With this and some additional AFS patches, it is possible to get large
unencrypted O_DIRECT reads to be almost as fast as NFS over TCP. It looks
like it might be theoretically possible to improve performance yet more for
a server running a single operation as investigation of packet timestamps
indicates that the server keeps stalling.

The issue appears to be that rxrpc runs in to trouble with ACK packets
getting batched together (up to ~32 at a time) somewhere between the IP
transmit queue on the client and the ethernet receive queue on the server.

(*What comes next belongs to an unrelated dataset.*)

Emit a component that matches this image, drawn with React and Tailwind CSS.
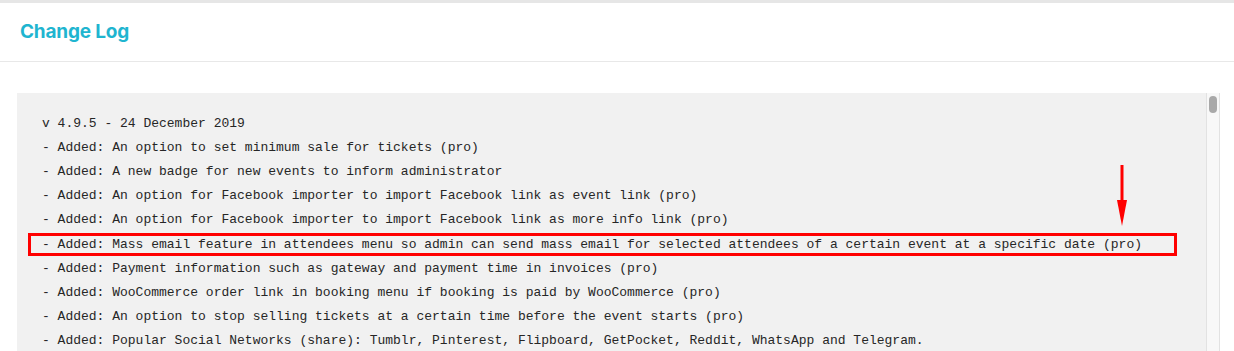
import React from "react";

const lines = [
  "v 4.9.5 - 24 December 2019",
  "- Added: An option to set minimum sale for tickets (pro)",
  "- Added: A new badge for new events to inform administrator",
  "- Added: An option for Facebook importer to import Facebook link as event link (pro)",
  "- Added: An option for Facebook importer to import Facebook link as more info link (pro)",
  "- Added: Mass email feature in attendees menu so admin can send mass email for selected attendees of a certain event at a specific date (pro)",
  "- Added: Payment information such as gateway and payment time in invoices (pro)",
  "- Added: WooCommerce order link in booking menu if booking is paid by WooCommerce (pro)",
  "- Added: An option to stop selling tickets at a certain time before the event starts (pro)",
  "- Added: Popular Social Networks (share): Tumblr, Pinterest, Flipboard, GetPocket, Reddit, WhatsApp and Telegram.",
];

const HIGHLIGHT = 5;

const App = () => {
  return (
    <div className="w-[1234px] h-[351px] overflow-hidden bg-white">
      {/* top strip */}
      <div className="h-[3px] bg-[#e6e6e6]" />

      {/* header */}
      <div className="h-[59px] flex items-center px-[20px] border-b border-[#e8e8e8]">
        <h2 className="text-[19px] font-bold text-[#1fb5d0] font-['Inter',sans-serif] -tracking-[0.2px]">
          Change Log
        </h2>
      </div>

      {/* change log box */}
      <div className="pt-[31px] pl-[17px] pr-[14px]">
        <div className="relative flex bg-[#f1f1f1]">
          <div className="flex-1 pt-[19px] pl-[25px] font-['Liberation_Mono',monospace] text-[13px] leading-[24px] text-[#262626] whitespace-pre">
            {lines.map((line, i) =>
              i === HIGHLIGHT ? (
                <div
                  key={i}
                  className="-ml-[14px] pl-[11px] w-[1149px] border-[3px] border-[#ff0000] leading-[17px] my-[1px]"
                >
                  {line}
                </div>
              ) : (
                <div key={i}>{line}</div>
              )
            )}
          </div>

          {/* scrollbar */}
          <div className="w-[14px] shrink-0 bg-[#f8f8f8] border-l border-r border-[#e2e2e2] pt-[3px] flex justify-center">
            <div className="w-[8px] h-[17px] rounded-full bg-[#a9a9a9]" />
          </div>

          {/* annotation arrow */}
          <svg
            className="absolute left-[1096px] top-[70px]"
            width="18"
            height="64"
            viewBox="0 0 18 64"
          >
            <line x1="9" y1="2" x2="9" y2="42" stroke="#ff0000" strokeWidth="3" />
            <polygon points="4,37 14,37 9,63" fill="#ff0000" />
          </svg>
        </div>
      </div>
    </div>
  );
};

export default App;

However, this case isn't too much of a worry as even a lightly loaded
server should be receiving sufficient packet flux to flush the ACK packets
to the UDP socket.

Signed-off-by: David Howells <dhowells@xxxxxxxxxx>
---

net/rxrpc/ar-internal.h | 1 +
net/rxrpc/recvmsg.c | 17 +++++++++++++++++
2 files changed, 18 insertions(+)

diff --git a/net/rxrpc/ar-internal.h b/net/rxrpc/ar-internal.h
index e791d35ee34b..9d9278a13d91 100644
--- a/net/rxrpc/ar-internal.h
+++ b/net/rxrpc/ar-internal.h
@@ -479,6 +479,7 @@ enum rxrpc_call_flag {
RXRPC_CALL_RETRANS_TIMEOUT, /* Retransmission due to timeout occurred */
RXRPC_CALL_BEGAN_RX_TIMER, /* We began the expect_rx_by timer */
RXRPC_CALL_RX_HEARD, /* The peer responded at least once to this call */
+ RXRPC_CALL_RX_UNDERRUN, /* Got data underrun */
};

/*
diff --git a/net/rxrpc/recvmsg.c b/net/rxrpc/recvmsg.c
index 02f1f768e16a..a57ea96c84ea 100644
--- a/net/rxrpc/recvmsg.c
+++ b/net/rxrpc/recvmsg.c
@@ -313,6 +313,10 @@ static int rxrpc_recvmsg_data(struct socket *sock, struct rxrpc_call *call,
unsigned int rx_pkt_offset, rx_pkt_len;
int ix, copy, ret = -EAGAIN, ret2;

+ if (test_and_clear_bit(RXRPC_CALL_RX_UNDERRUN, &call->flags) &&
+ call->ackr_reason)
+ rxrpc_send_ack_packet(call, false, NULL);
+
rx_pkt_offset = call->rx_pkt_offset;
rx_pkt_len = call->rx_pkt_len;

@@ -412,6 +416,8 @@ static int rxrpc_recvmsg_data(struct socket *sock, struct rxrpc_call *call,
done:
trace_rxrpc_recvmsg(call, rxrpc_recvmsg_data_return, seq,
rx_pkt_offset, rx_pkt_len, ret);
+ if (ret == -EAGAIN)
+ set_bit(RXRPC_CALL_RX_UNDERRUN, &call->flags);
return ret;
}

@@ -684,6 +690,17 @@ int rxrpc_kernel_recv_data(struct socket *sock, struct rxrpc_call *call,
read_phase_complete:
ret = 1;
out:
+ switch (call->ackr_reason) {
+ case RXRPC_ACK_IDLE:
+ break;
+ case RXRPC_ACK_DELAY:
+ if (ret != -EAGAIN)
+ break;
+ /* Fall through */
+ default:
+ rxrpc_send_ack_packet(call, false, NULL);
+ }
+
if (_service)
*_service = call->service_id;
mutex_unlock(&call->user_mutex);